TIMES ONLINE: On a warm, wet night in Michigan, Jan Crandall stands to attention while Taps is played on the sound system in honour of America’s war dead. Then she explains why she is carrying a placard bearing an astonishingly large number: $11,801,149,166,949.
It is the US national debt — and it is rising by $3.5 billion a day. “We came out tonight because of the excessive spending,” she said. “We don’t like the Government trying to take over everything. We are for healthcare reform, but they are not going about it the right way.” After a pause Mrs Crandall added: “Gee, are we going to talk about Barack Obama? We might get on his hit list.”
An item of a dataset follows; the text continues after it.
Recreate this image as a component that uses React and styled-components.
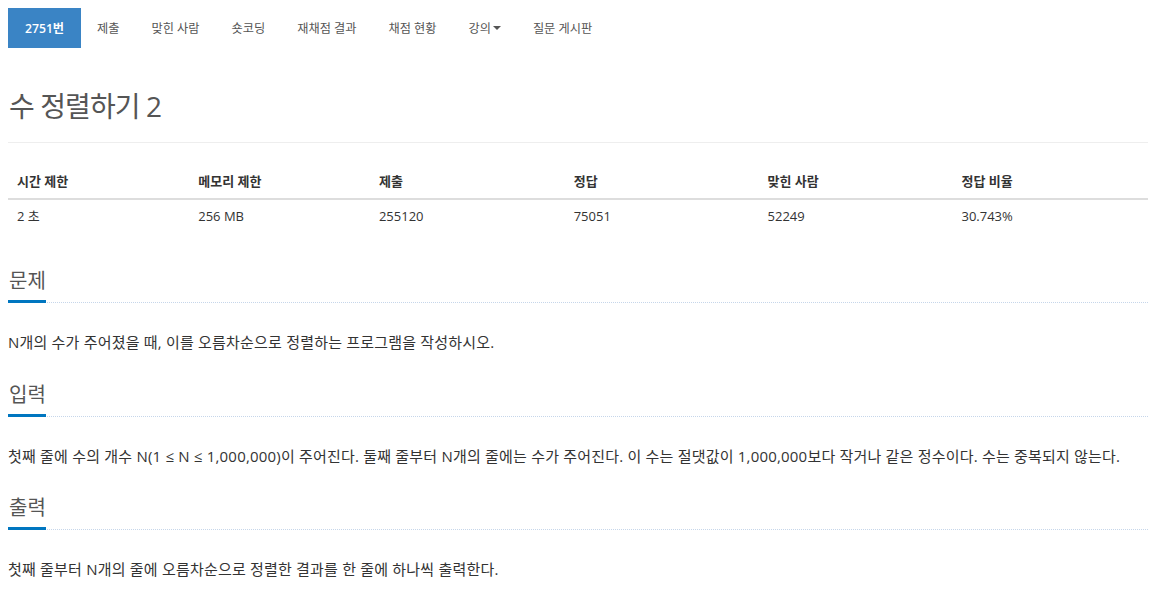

A powerful cocktail of hard-headed conservatism and wilful paranoia is driving a quixotic bus convoy from California to Washington, where Mr Obama will try tonight to rebut its claims and regain the initiative in the most important domestic policy speech of his presidency so far.
The Tea Party Express has no leader, no big donors and no formal goal except to “take back our country” from an Administration it believes has fundamentally misunderstood the role of America’s federal Government — and from Republicans who abandoned fiscal restraint to bail out the country’s banks last year.
The convoy consists of two 12-berth coaches built for rock band roadies and a permanent crew of two singers, two speakers and a supporting cast of mild-mannered political consultants from California. It would be no more than a fringe attraction had its members not already wrong-footed the White House in the health reform debate with talking points for hundreds of Republican town hall meetings over the summer. One of the brains behind the movement is Sal Russo, of Russo, Marsh and Associates, a Sacramento campaigning firm, formerly an adviser to Ronald Reagan and Rudy Giuliani.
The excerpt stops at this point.